We want to construct a $321$-avoiding permutation $\pi$ of $[n]$ such that $a=a_\pi$ and $d=d_\pi$. To construct $\pi$, we place the numbers $a_1,\dots,a_r$, and $n$ at positions $1,d_1+1,\dots,d_r+1$, respectively, and fill in the remaining slots with the members of $[n]\setminus\{a_1,\dots,a_r,n\}$ arranged in increasing order from left to right. The numbers $a_1,\dots,a_r,n$ are distinct, so this certainly produces a permutation $\pi$ of $[n]$ for which $a_\pi=a$ and $d_\pi=d$; the only question is whether $\pi$ is $321$-avoiding.

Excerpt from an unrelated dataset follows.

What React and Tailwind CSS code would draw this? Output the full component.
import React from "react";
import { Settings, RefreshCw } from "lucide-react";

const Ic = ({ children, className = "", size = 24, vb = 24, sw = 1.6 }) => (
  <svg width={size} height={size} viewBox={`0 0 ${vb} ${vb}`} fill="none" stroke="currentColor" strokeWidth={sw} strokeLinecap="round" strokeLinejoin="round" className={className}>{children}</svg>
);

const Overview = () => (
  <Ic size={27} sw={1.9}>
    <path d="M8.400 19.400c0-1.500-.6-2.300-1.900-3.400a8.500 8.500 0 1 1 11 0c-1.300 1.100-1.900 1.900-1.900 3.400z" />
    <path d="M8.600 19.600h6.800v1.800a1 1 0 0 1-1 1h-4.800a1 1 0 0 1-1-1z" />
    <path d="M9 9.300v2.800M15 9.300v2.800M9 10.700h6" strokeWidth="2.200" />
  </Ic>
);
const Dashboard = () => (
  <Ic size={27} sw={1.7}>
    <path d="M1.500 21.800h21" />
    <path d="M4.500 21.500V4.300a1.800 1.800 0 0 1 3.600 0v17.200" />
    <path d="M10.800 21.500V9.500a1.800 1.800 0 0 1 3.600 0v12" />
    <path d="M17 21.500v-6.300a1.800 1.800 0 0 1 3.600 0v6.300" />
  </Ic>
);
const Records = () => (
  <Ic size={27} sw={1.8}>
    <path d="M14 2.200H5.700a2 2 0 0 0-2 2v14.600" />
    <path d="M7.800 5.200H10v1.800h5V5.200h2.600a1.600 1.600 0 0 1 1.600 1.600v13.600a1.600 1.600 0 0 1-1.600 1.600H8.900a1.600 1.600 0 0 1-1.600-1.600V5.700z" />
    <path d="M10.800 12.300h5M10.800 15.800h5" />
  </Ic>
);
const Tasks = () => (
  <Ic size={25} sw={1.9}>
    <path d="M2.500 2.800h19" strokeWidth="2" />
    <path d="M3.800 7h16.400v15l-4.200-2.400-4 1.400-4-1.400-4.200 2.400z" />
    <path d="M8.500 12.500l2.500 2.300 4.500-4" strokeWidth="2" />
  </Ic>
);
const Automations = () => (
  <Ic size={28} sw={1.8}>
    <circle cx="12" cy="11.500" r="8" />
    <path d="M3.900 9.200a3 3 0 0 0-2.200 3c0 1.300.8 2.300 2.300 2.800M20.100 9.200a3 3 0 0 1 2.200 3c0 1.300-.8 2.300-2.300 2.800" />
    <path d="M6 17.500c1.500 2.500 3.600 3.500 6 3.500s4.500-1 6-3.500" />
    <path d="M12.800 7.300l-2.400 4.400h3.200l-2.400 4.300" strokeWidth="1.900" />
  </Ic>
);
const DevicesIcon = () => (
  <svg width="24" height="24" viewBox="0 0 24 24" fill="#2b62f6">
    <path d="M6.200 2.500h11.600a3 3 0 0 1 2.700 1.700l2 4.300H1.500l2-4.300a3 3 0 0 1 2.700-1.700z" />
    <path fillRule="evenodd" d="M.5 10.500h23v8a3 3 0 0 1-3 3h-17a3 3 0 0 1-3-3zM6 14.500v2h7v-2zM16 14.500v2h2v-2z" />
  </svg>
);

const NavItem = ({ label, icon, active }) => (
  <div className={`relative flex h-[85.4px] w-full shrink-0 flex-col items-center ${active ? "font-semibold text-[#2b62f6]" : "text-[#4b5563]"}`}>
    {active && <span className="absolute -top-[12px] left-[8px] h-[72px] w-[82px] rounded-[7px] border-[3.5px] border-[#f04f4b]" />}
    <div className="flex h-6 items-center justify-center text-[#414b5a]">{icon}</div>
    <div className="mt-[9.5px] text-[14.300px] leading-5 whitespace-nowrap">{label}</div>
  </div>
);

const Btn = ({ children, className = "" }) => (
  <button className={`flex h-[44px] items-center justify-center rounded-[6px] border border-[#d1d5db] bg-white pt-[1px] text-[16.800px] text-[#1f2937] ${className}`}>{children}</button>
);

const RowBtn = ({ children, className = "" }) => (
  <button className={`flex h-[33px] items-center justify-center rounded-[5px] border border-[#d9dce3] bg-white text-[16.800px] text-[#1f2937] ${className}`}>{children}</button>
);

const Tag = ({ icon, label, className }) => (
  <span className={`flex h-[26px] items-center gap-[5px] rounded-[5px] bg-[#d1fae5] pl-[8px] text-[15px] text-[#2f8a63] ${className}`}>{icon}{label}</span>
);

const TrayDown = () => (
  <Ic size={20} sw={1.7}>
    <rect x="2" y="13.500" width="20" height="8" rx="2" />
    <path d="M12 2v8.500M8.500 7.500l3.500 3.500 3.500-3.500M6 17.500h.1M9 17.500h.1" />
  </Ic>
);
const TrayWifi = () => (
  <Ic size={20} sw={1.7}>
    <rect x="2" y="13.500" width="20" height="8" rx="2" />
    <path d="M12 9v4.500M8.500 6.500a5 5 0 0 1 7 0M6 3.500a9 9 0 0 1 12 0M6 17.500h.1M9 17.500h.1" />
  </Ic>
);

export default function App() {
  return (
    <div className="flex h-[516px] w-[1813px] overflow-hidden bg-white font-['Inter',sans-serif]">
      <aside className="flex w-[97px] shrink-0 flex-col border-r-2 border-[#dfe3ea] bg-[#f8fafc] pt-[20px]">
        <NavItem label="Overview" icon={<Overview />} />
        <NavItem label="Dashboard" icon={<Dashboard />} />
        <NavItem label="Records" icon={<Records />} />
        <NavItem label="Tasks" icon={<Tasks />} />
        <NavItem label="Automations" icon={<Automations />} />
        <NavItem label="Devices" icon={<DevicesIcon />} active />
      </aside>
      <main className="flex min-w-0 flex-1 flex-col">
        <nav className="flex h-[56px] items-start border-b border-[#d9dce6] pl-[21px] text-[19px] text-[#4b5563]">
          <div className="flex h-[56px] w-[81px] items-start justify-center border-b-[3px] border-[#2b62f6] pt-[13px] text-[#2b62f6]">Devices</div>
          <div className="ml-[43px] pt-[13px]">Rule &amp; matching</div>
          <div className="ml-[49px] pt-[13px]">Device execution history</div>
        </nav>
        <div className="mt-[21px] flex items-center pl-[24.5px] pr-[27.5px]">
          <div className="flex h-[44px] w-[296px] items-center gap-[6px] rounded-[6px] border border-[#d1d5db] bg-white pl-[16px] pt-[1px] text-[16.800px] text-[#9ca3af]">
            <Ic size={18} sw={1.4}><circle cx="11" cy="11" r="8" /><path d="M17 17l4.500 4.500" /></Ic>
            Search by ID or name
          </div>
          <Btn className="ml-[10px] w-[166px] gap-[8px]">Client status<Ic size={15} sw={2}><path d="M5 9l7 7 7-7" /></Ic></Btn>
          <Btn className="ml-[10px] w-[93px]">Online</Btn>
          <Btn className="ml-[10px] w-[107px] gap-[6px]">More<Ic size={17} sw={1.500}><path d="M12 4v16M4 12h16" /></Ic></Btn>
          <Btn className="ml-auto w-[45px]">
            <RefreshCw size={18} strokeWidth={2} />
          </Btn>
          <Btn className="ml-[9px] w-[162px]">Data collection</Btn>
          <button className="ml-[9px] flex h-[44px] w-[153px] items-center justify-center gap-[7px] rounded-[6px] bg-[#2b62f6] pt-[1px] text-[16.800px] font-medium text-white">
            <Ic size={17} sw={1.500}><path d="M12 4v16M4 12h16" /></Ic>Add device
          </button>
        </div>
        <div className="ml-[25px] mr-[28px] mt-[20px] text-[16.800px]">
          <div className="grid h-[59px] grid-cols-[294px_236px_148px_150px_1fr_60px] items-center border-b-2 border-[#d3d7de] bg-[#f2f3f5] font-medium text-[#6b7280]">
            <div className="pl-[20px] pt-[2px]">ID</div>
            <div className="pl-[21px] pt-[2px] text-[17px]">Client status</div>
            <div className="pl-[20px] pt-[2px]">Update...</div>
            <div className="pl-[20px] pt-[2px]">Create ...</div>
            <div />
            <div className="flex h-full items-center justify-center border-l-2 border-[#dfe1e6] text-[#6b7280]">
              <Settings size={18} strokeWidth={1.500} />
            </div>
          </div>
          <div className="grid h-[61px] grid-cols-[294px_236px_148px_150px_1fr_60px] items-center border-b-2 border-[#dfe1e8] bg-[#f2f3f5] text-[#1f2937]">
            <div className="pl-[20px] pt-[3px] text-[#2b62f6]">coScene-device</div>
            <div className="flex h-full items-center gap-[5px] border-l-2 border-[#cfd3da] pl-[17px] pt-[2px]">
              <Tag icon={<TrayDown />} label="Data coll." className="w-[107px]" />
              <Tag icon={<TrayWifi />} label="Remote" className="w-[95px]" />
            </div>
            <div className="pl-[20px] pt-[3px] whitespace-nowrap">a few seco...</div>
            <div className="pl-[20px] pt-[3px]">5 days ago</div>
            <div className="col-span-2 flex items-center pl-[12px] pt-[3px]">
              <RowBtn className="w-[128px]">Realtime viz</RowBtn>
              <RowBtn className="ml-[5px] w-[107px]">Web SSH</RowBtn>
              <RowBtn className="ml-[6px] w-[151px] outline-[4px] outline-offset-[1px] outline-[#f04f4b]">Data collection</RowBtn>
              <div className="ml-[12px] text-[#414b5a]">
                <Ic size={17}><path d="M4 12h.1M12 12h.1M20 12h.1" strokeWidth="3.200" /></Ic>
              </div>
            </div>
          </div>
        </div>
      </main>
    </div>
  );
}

The permutation $\pi$ will be $321$-avoiding if the numbers $a_1,\dots,a_r,n$ are the left-to-right maxima. Clearly $n$ is a left-to-right maximum, so consider one of the $a_i$: $a_{i+1}$ is in position $d_i+1$, so $a_i$ is a left-to-right maximum iff $a_i\ge\pi_j$ for $j=1,\dots,d_i$, which by construction is the case iff $a_i\ge\pi_{d_i}$. The construction ensures that the $\pi_j$ with $j=1,\dots,d_i$ are $a_1,\dots,a_i$ and the $d_i-i$ smallest remaining positive integers, so $\pi_{d_i}\le d_i\le a_i$, and $\pi$ is $321$-avoiding.
This establishes the desired bijection between $321$-avoiding permutations of $[n]$ and Dyck paths of length $2n$. Since it’s well-known that there are $C_n$ of the latter, where $C_n$ is the $n$-th Catalan number, it follows that there are $C_n$ $321$-avoiding permutations of $[n]$.